Non un buon viatico per il governo a matrice socialdemocratica in via di formazione, che forse farà meglio a sostituire il motto Deutschland über alles con il meno roboante e monacale silenzio, e pedalare. Anche perché qualcuno riesce a ancora correre, tipo l'Italia, che dovrebbe chiudere l'anno con un rimbalzo del 6%. Il risultato arriva dopo il micidiale -8,9% del 2020, contro la contrazione tedesca del 5%, ma il sorpasso rischia comunque di risultare indigesto a Berlino. Eppure, c'è poco fa fare: capita pure che le virtù si tramutino in debolezze.
Un Paese così fortemente export oriented paga più di tutti la penuria di semiconduttori che ha messo in crisi soprattutto il settore dell'automobile, da cui deriva una fetta cospicua della ricchezza nazionale; un Paese a connotazione manifatturiera sconta le difficoltà a mettere le mani sulle merci ordinate. Consegne ritardate, talvolta dilatate fuori tempo massimo, finiscono poi per tracimare giù a valle, fino al commercio al dettaglio. E ciò significa scaffali meno pieni nel redditizio periodo di Natale, quando le merci disponibili potrebbero peraltro esibire rincari tali da scoraggiare gli acquirenti. Un altro colpo basso al Pil.

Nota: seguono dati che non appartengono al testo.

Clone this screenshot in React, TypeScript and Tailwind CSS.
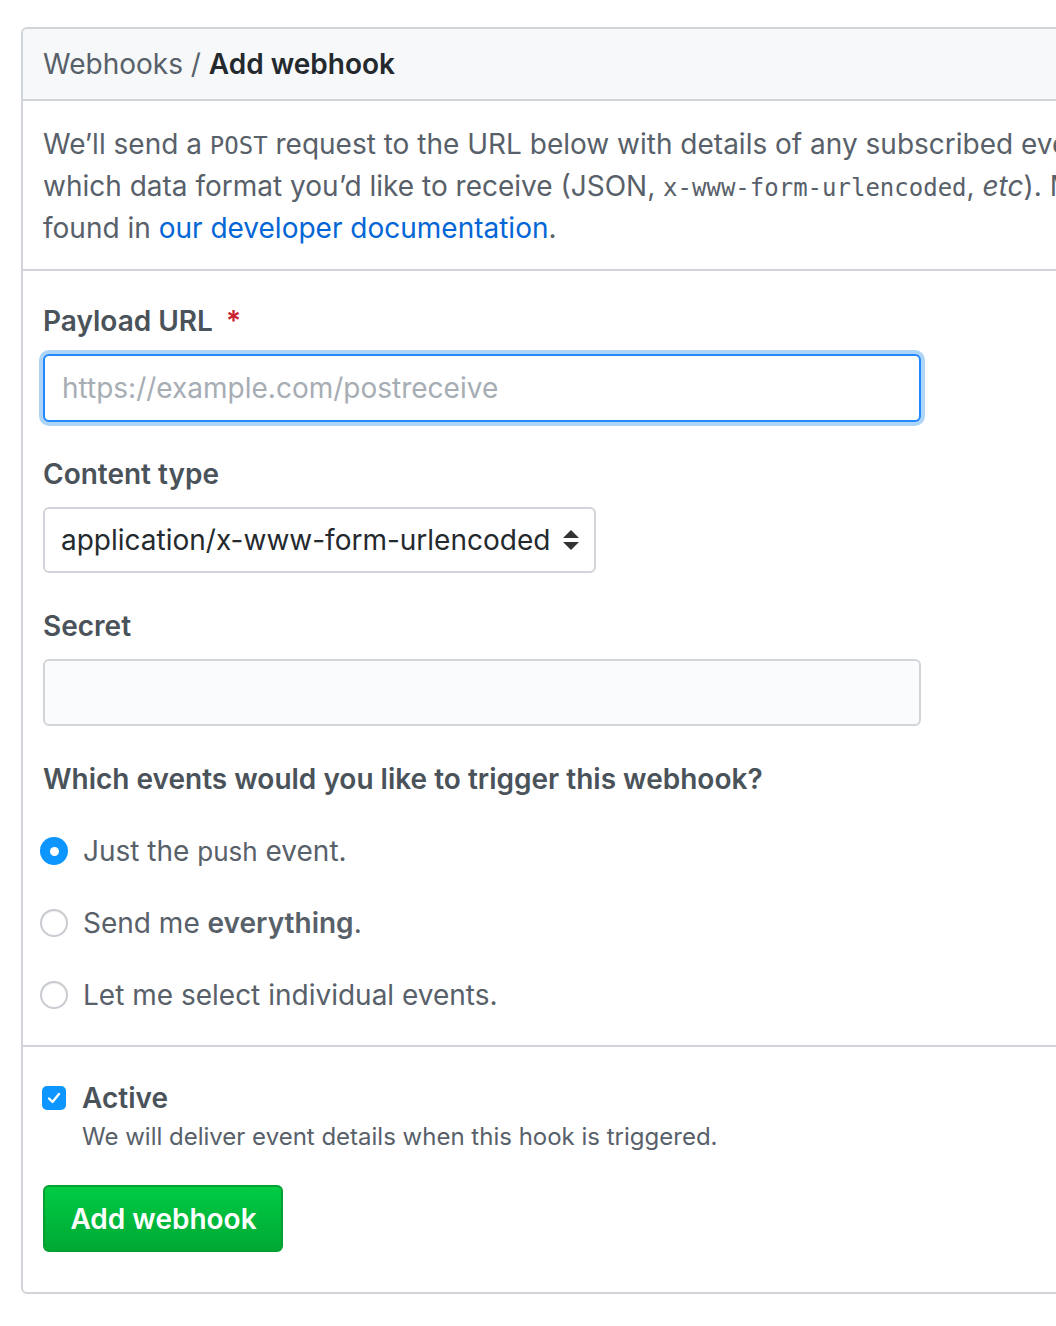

Se i consumatori soffrono la perdita di potere d'acquisto, l'umore delle imprese tendente al plumbeo viene intercettato dall'Ifo che parla di clima di fiducia flettente in quasi tutti i settori, con un vero e proprio crollo nel comparto della distribuzione. Insomma: si coglie la rassegnazione che la ripresa vera non arriverà prima del 2022. E ci si interroga su quali saranno le prime mosse del nuovo esecutivo, molto probabilmente guidato dalla Spd di Olaf Scholz, in coalizione con Verdi e Liberali.
La debolezza della recovery dovrebbe consigliare prudenza nell'irrigidimento delle politiche economiche, oltre che evitare il ripristino del pareggio di bilancio e la riproposizione del Patto di stabilità Ue. Tre punti delicatissimi, ma cardine della campagna elettorale del capo della Fdp, Christian Lindner.